A New Study Says That Cheese Can Help Kill Cancer Cells


cheese nisin kills cancer


This is probably the best news you’ll hear all week.

It’s no secret that food preservatives have a pretty negative reputation these days. I mean, consider this: several restaurants (Chipotle, Taco Bell and Panera Bread) and big-brand food companies (General Mills, Campbell’s and Kraft) recently removed preservatives and other artificial ingredients from their food in order to appear healthier to people. Certainly, it’s a good gesture – but one preservative is about to change this negative perception forever.

A new study conducted by the University of Michigan discovered that the preservative, nisin, drastically reduced tumors in mice. Nisin is a peptide that is created by the bacteria Lactococcus lactis and can be found in dairy products such as cheddar, Brie and Camembert cheese and some processed meats. The researchers discovered that the preservative killed between 70 and 80 percent of cancer cells in nine weeks after the mice were fed “nisin milkshakes.” The “milkshake” itself was a highly purified and concentrated version of nisin, equating to about 20 times more than what usually occurs in food. Us human beings would have to take 20 to 30 Advil-sized tablets in order for the same effects to occur in us.

Is your inner scientist curious as to how this works? Don’t worry – the study clarified that as well. Nisin binds itself to a static area of bacteria and begins to kill bacteria before it can increase its defenses and transform into an antibiotic-resistant superbug. The preservative additionally kills masses of bacteria before it can group together and become an antibiotic-thwarting monstrosity.
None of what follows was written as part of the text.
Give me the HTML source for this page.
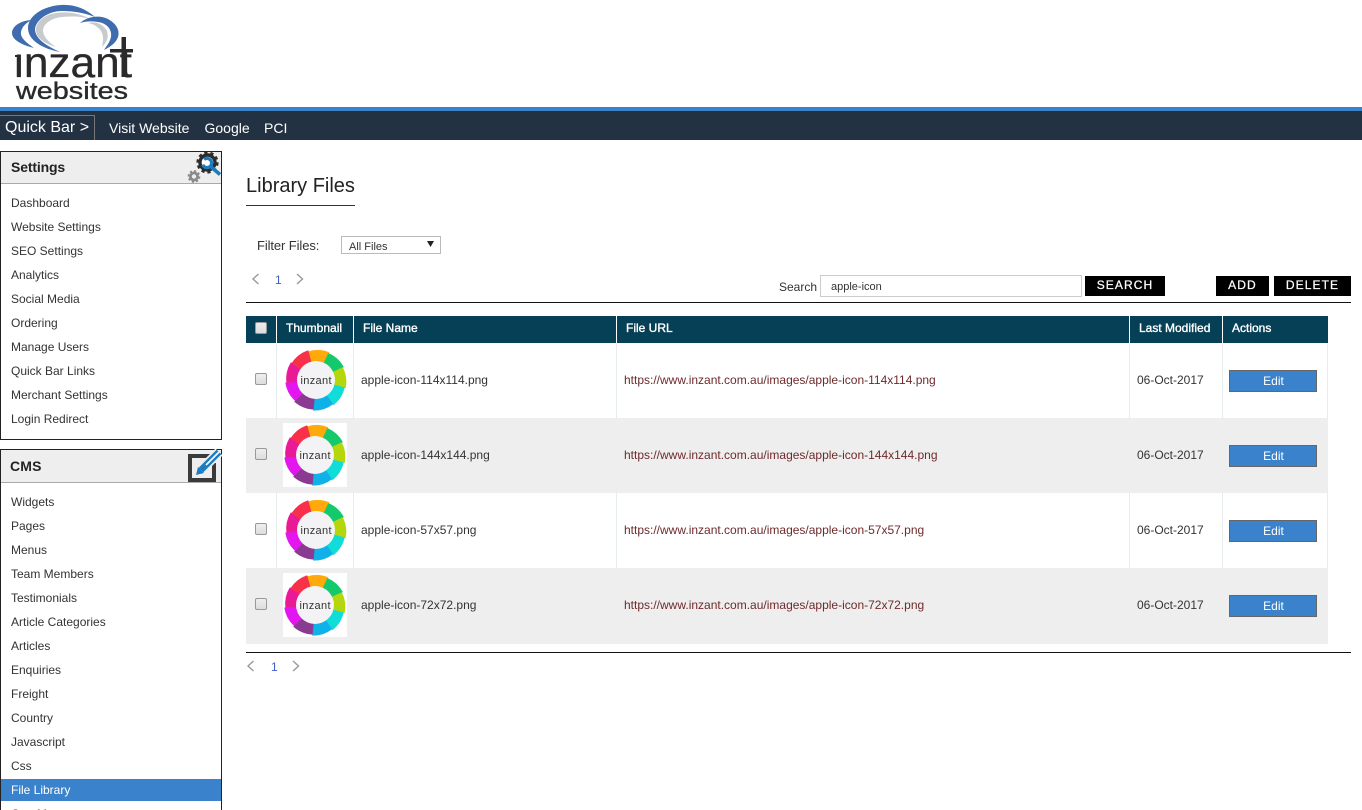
<!DOCTYPE html>
<html>
<head>
<meta charset="utf-8">
<title>Library Files</title>
<style>
html,body{margin:0;padding:0;width:1362px;height:810px;overflow:hidden;background:#fff}
body{position:relative;font-family:"Liberation Sans",Arial,sans-serif;font-size:12px;color:#333}
.a{position:absolute;white-space:nowrap}
.nav{color:#fff;font-size:14px;line-height:18px;top:119px}
.panel{position:absolute;left:0;width:220px;border:1px solid #222;background:#fff;box-sizing:content-box}
.ph{position:absolute;left:0;right:0;top:0;background:#eee;border-bottom:1px solid #aaa;box-sizing:border-box}
.ph b{position:absolute;font-size:14px;line-height:18px;color:#222;letter-spacing:-.15px}
.m{position:absolute;left:10px;line-height:16px;color:#333;white-space:nowrap}
.btn{position:absolute;top:276px;height:20px;background:#000;color:#fff;font-size:12px;line-height:19px;letter-spacing:1.1px;text-align:center;-webkit-text-stroke:.25px #fff}
.line{position:absolute;left:246px;width:1105px;height:1px;background:#111}
.row{position:absolute;left:246px;width:1082px;height:75px}
.row.g{background:#eee}
.v{position:absolute;top:0;bottom:0;width:1px;background:#e6ecee}
.hd .v{background:#fff}
.t{position:absolute;top:29px;line-height:16px;white-space:nowrap;color:#333}
.u{color:#6e2a2a}
.hd{position:absolute;left:246px;top:316px;width:1082px;height:27px;background:#064056}
.hd span{position:absolute;top:4px;line-height:16px;color:#fff;white-space:nowrap;-webkit-text-stroke:.35px #fff}
.cb{position:absolute;left:9px;top:30px;width:12px;height:12px;box-sizing:border-box;background:linear-gradient(#eee,#ddd);border:1px solid #999;border-radius:2px}
.e{position:absolute;left:983px;top:27px;width:88px;height:22px;box-sizing:border-box;background:#3a82cc;border:1px solid #666;color:#fff;line-height:20px;text-align:center;padding-left:1px}
.th{position:absolute;left:37px;top:5px;width:64px;height:64px}
.w{background:#fff}
.pg{position:absolute;color:#3f5fc4;line-height:16px}
svg{position:absolute;overflow:visible}
</style>
</head>
<body>
<svg width="0" height="0" style="left:0;top:0">
<defs>
<path id="seg" d="M-6.2 -16.9L-10.1 -27.7Q0 -31.8 10.4 -28.7L6.2 -16.9Z" stroke-width=".4"/>
<symbol id="ring" viewBox="-32 -32 64 64" overflow="visible">
<use href="#seg" fill="#ffa90a" stroke="#ffa90a" transform="rotate(5)"/>
<use href="#seg" fill="#14c96c" stroke="#14c96c" transform="rotate(45)"/>
<use href="#seg" fill="#b4d60a" stroke="#b4d60a" transform="rotate(85)"/>
<use href="#seg" fill="#10dcd8" stroke="#10dcd8" transform="rotate(125)"/>
<use href="#seg" fill="#0fb2e8" stroke="#0fb2e8" transform="rotate(165)"/>
<use href="#seg" fill="#8a3a90" stroke="#8a3a90" transform="rotate(205)"/>
<use href="#seg" fill="#e316f0" stroke="#e316f0" transform="rotate(245)"/>
<use href="#seg" fill="#e81a96" stroke="#e81a96" transform="rotate(285)"/>
<use href="#seg" fill="#f8304a" stroke="#f8304a" transform="rotate(325)"/>
<circle r="19" fill="#f3f3f5"/>
</symbol>
</defs>
</svg>

<!-- Logo -->
<svg style="left:0;top:0" width="140" height="106" viewBox="0 0 140 106">
<text x="14" y="77" font-family="Liberation Sans" font-size="42.5" fill="#2a2a2a" stroke="#2a2a2a" stroke-width=".3" textLength="118" lengthAdjust="spacingAndGlyphs">inzant</text>
<rect x="12" y="34" width="12" height="20.5" fill="#fff"/>
<rect x="15" y="55" width="5" height="2" fill="#2a2a2a"/>
<rect x="121.5" y="37" width="4.5" height="40" fill="#2a2a2a"/>
<rect x="110" y="49" width="23" height="3.5" fill="#2a2a2a"/>
<path d="M95 17C85 8 73 4 61 5C43 6 28 16 28 28C28 41 44 49 60 52C47 46 35 39 35 29C36 20 48 11 62 11C74 11 85 13 95 17Z" fill="#3f6cae"/>
<path d="M31 20C19 21 12 27 12 33C12 40 22 45 34 48C27 43 20 38 21 32C22 27 25 24 31 20Z" fill="#3f6cae"/>
<path d="M92 20C82 14 68 11 56 13C42 15 35 24 36 31C37 39 46 44 56 47C48 42 43 36 43 30C44 23 52 18 62 17C72 16 83 16 92 20Z" fill="#c8cbce"/>
<path d="M80 23C88 16 100 15 108 19C117 24 120 31 118 37C116 43 110 47 104 50C108 44 112 39 111 33C110 27 105 23 98 22C92 21 86 21 80 23Z" fill="#3f6cae"/>
<path d="M88 23C96 21 103 24 107 31C109 37 107 42 102 47C103 41 104 36 101 31C98 27 94 24 88 23Z" fill="#c8cbce"/>
<text x="16" y="99" font-family="Liberation Sans" font-size="24" fill="#2a2a2a" stroke="#2a2a2a" stroke-width=".35" textLength="112" lengthAdjust="spacingAndGlyphs">websites</text>
</svg>

<!-- Top bars -->
<div class="a" style="left:0;top:107px;width:1362px;height:4px;background:#3a82cc"></div>
<div class="a" style="left:0;top:111px;width:1362px;height:29px;background:#233243"></div>
<div class="a" style="left:-1px;top:115px;width:96px;height:25px;border:1px solid #777;border-bottom:0;box-sizing:border-box"></div>
<div class="a" style="left:5px;top:119px;color:#fff;font-size:16px;line-height:18px">Quick Bar &gt;</div>
<div class="a nav" style="left:109px">Visit Website</div>
<div class="a nav" style="left:204.5px">Google</div>
<div class="a nav" style="left:264px">PCI</div>

<!-- Settings panel -->
<div class="panel" style="top:151px;height:287px">
  <div class="ph" style="height:32px"><b style="left:10px;top:6px">Settings</b></div>
  <div class="m" style="top:43px">Dashboard</div>
  <div class="m" style="top:67px">Website Settings</div>
  <div class="m" style="top:91px">SEO Settings</div>
  <div class="m" style="top:115px">Analytics</div>
  <div class="m" style="top:139px">Social Media</div>
  <div class="m" style="top:163px">Ordering</div>
  <div class="m" style="top:187px">Manage Users</div>
  <div class="m" style="top:211px">Quick Bar Links</div>
  <div class="m" style="top:235px">Merchant Settings</div>
  <div class="m" style="top:259px">Login Redirect</div>
</div>
<svg style="left:184px;top:150px" width="38" height="36" viewBox="0 0 38 36">
<circle cx="23.5" cy="12.5" r="7.5" fill="#fff" stroke="#2c2c2c" stroke-width="3.4"/>
<circle cx="23.5" cy="12.5" r="9.8" fill="none" stroke="#2c2c2c" stroke-width="2.6" stroke-dasharray="3.2 2.9"/>
<circle cx="23" cy="13" r="4.6" fill="none" stroke="#1c7cc0" stroke-width="3.2" stroke-dasharray="23 6" transform="rotate(-130 23 13)"/>
<path d="M26 16L36 24.5" stroke="#1c7cc0" stroke-width="3.6" fill="none"/>
<circle cx="10" cy="26.5" r="3.6" fill="none" stroke="#8a8a8a" stroke-width="2.8"/>
<circle cx="10" cy="26.5" r="5.5" fill="none" stroke="#8a8a8a" stroke-width="1.8" stroke-dasharray="2.2 2.1"/>
</svg>

<!-- CMS panel -->
<div class="panel" style="top:449px;height:380px">
  <div class="ph" style="height:33px"><b style="left:9px;top:7px;letter-spacing:.2px">CMS</b></div>
  <div class="m" style="top:44px">Widgets</div>
  <div class="m" style="top:68px">Pages</div>
  <div class="m" style="top:92px">Menus</div>
  <div class="m" style="top:116px">Team Members</div>
  <div class="m" style="top:140px">Testimonials</div>
  <div class="m" style="top:164px">Article Categories</div>
  <div class="m" style="top:188px">Articles</div>
  <div class="m" style="top:212px">Enquiries</div>
  <div class="m" style="top:236px">Freight</div>
  <div class="m" style="top:260px">Country</div>
  <div class="m" style="top:284px">Javascript</div>
  <div class="m" style="top:308px">Css</div>
  <div style="position:absolute;left:0;top:329px;width:220px;height:22px;background:#3a82cc"></div>
  <div class="m" style="top:332px;color:#fff">File Library</div>
  <div class="m" style="top:356px">Cart Management</div>
</div>
<svg style="left:186px;top:449px" width="36" height="36" viewBox="0 0 36 36">
<path d="M24 7H4V31H28V14" fill="none" stroke="#3a3a3a" stroke-width="4"/>
<path d="M14 22L33 3" stroke="#eee" stroke-width="10" fill="none"/>
<path d="M15 21L33 3" stroke="#1c7cc0" stroke-width="6.5" fill="none"/>
<path d="M10 26L12 18L18 24Z" fill="#1c7cc0"/>
<path d="M20 16L33 3" stroke="#fff" stroke-width="1.6" fill="none"/>
</svg>

<!-- Heading -->
<div class="a" style="left:246px;top:174px;font-size:20px;line-height:24px;color:#222">Library Files</div>
<div class="a" style="left:246px;top:205px;width:109px;height:1px;background:#333"></div>

<!-- Filter -->
<div class="a" style="left:257px;top:238px;font-size:13px;line-height:16px;letter-spacing:-.1px">Filter Files:</div>
<div class="a" style="left:341px;top:236px;width:100px;height:18px;box-sizing:border-box;border:1px solid #bbb;background:#fff"></div>
<div class="a" style="left:349px;top:239px;font-size:11px;line-height:16px">All Files</div>
<svg style="left:427px;top:241px" width="8" height="7" viewBox="0 0 8 7"><path d="M0 0H7L3.5 6Z" fill="#222"/></svg>

<!-- Pagination top -->
<svg style="left:251px;top:273px" width="10" height="12" viewBox="0 0 10 12"><path d="M7.5 1L2 6L7.5 11" fill="none" stroke="#999" stroke-width="1.4"/></svg>
<div class="pg" style="left:275px;top:272px">1</div>
<svg style="left:295px;top:273px" width="10" height="12" viewBox="0 0 10 12"><path d="M2 1L7.5 6L2 11" fill="none" stroke="#999" stroke-width="1.4"/></svg>

<!-- Search and buttons -->
<div class="a" style="left:779px;top:279px;line-height:16px">Search</div>
<div class="a" style="left:820px;top:275px;width:262px;height:22px;box-sizing:border-box;border:1px solid #ccc;background:#fff"></div>
<div class="a" style="left:831px;top:279px;font-size:11px;line-height:16px">apple-icon</div>
<div class="btn" style="left:1085px;width:80px">SEARCH</div>
<div class="btn" style="left:1216px;width:53px">ADD</div>
<div class="btn" style="left:1274px;width:77px">DELETE</div>
<div class="line" style="top:302px"></div>

<!-- Table header -->
<div class="hd">
  <div class="cb" style="top:6px"></div>
  <div class="v" style="left:30px"></div>
  <div class="v" style="left:107px"></div>
  <div class="v" style="left:370px"></div>
  <div class="v" style="left:883px"></div>
  <div class="v" style="left:976px"></div>
  <span style="left:40px">Thumbnail</span>
  <span style="left:117px">File Name</span>
  <span style="left:380px">File URL</span>
  <span style="left:893px">Last Modified</span>
  <span style="left:986px">Actions</span>
</div>

<!-- Row 1 -->
<div class="row" style="top:343px">
  <div class="v" style="left:30px"></div><div class="v" style="left:107px"></div><div class="v" style="left:370px"></div><div class="v" style="left:883px"></div><div class="v" style="left:976px"></div><div class="v" style="left:1081px"></div>
  <div class="cb"></div>
  <svg style="left:38px;top:5px" width="64" height="64"><use href="#ring"/></svg>
  <svg style="left:38px;top:5px" width="64" height="64" viewBox="0 0 64 64"><text x="16.5" y="36" textLength="31" font-family="Liberation Sans" font-size="11" fill="#333">inzant</text></svg>
  <div class="t" style="left:115px">apple-icon-114x114.png</div>
  <div class="t u" style="left:378px">https://www.inzant.com.au/images/apple-icon-114x114.png</div>
  <div class="t" style="left:891px">06-Oct-2017</div>
  <div class="e">Edit</div>
</div>

<!-- Row 2 -->
<div class="row g" style="top:418px">
  <div class="th w"></div>
  <div class="cb"></div>
  <svg style="left:37px;top:5px" width="64" height="64"><use href="#ring"/></svg>
  <svg style="left:37px;top:5px" width="64" height="64" viewBox="0 0 64 64"><text x="16.5" y="36" textLength="31" font-family="Liberation Sans" font-size="11" fill="#333">inzant</text></svg>
  <div class="t" style="left:115px">apple-icon-144x144.png</div>
  <div class="t u" style="left:378px">https://www.inzant.com.au/images/apple-icon-144x144.png</div>
  <div class="t" style="left:891px">06-Oct-2017</div>
  <div class="e">Edit</div>
</div>

<!-- Row 3 -->
<div class="row" style="top:493px">
  <div class="v" style="left:30px"></div><div class="v" style="left:107px"></div><div class="v" style="left:370px"></div><div class="v" style="left:883px"></div><div class="v" style="left:976px"></div><div class="v" style="left:1081px"></div>
  <div class="cb"></div>
  <svg style="left:38px;top:5px" width="64" height="64"><use href="#ring"/></svg>
  <svg style="left:38px;top:5px" width="64" height="64" viewBox="0 0 64 64"><text x="16.5" y="36" textLength="31" font-family="Liberation Sans" font-size="11" fill="#333">inzant</text></svg>
  <div class="t" style="left:115px">apple-icon-57x57.png</div>
  <div class="t u" style="left:378px">https://www.inzant.com.au/images/apple-icon-57x57.png</div>
  <div class="t" style="left:891px">06-Oct-2017</div>
  <div class="e">Edit</div>
</div>

<!-- Row 4 -->
<div class="row g" style="top:568px;height:76px">
  <div class="th w"></div>
  <div class="cb"></div>
  <svg style="left:37px;top:5px" width="64" height="64"><use href="#ring"/></svg>
  <svg style="left:37px;top:5px" width="64" height="64" viewBox="0 0 64 64"><text x="16.5" y="36" textLength="31" font-family="Liberation Sans" font-size="11" fill="#333">inzant</text></svg>
  <div class="t" style="left:115px">apple-icon-72x72.png</div>
  <div class="t u" style="left:378px">https://www.inzant.com.au/images/apple-icon-72x72.png</div>
  <div class="t" style="left:891px">06-Oct-2017</div>
  <div class="e">Edit</div>
</div>

<div class="line" style="top:652px"></div>

<!-- Pagination bottom -->
<svg style="left:246px;top:660px" width="10" height="12" viewBox="0 0 10 12"><path d="M7.5 1L2 6L7.5 11" fill="none" stroke="#999" stroke-width="1.4"/></svg>
<div class="pg" style="left:271px;top:659px">1</div>
<svg style="left:291px;top:660px" width="10" height="12" viewBox="0 0 10 12"><path d="M2 1L7.5 6L2 11" fill="none" stroke="#999" stroke-width="1.4"/></svg>
</body>
</html>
The researchers additionally discovered that the preservative does not solely attack cancer cells, but antibiotic-resistant bacteria, such as life-threatening MRSA infections, too. Wonderfully, the study also found that there are no known bacteria that are currently resistant to nisin.

While these findings are truly groundbreaking, don’t rush out to your nearest supermarket and buy out the entire cheese section just yet. Dr. Yvonne Kapila, a professor at the University of Michigan’s school of dentistry, said, “While promising, the results are small and in mice only, so it’s too early to say if nisin will act the same way in humans.”

Kapila’s lab plans to take these tests to clinical trials. Hopefully at the conclusion of her clinical tests, we’ll have a natural and easily-accessible way to fight cancer and bacteria infections. Isn’t science marvelous?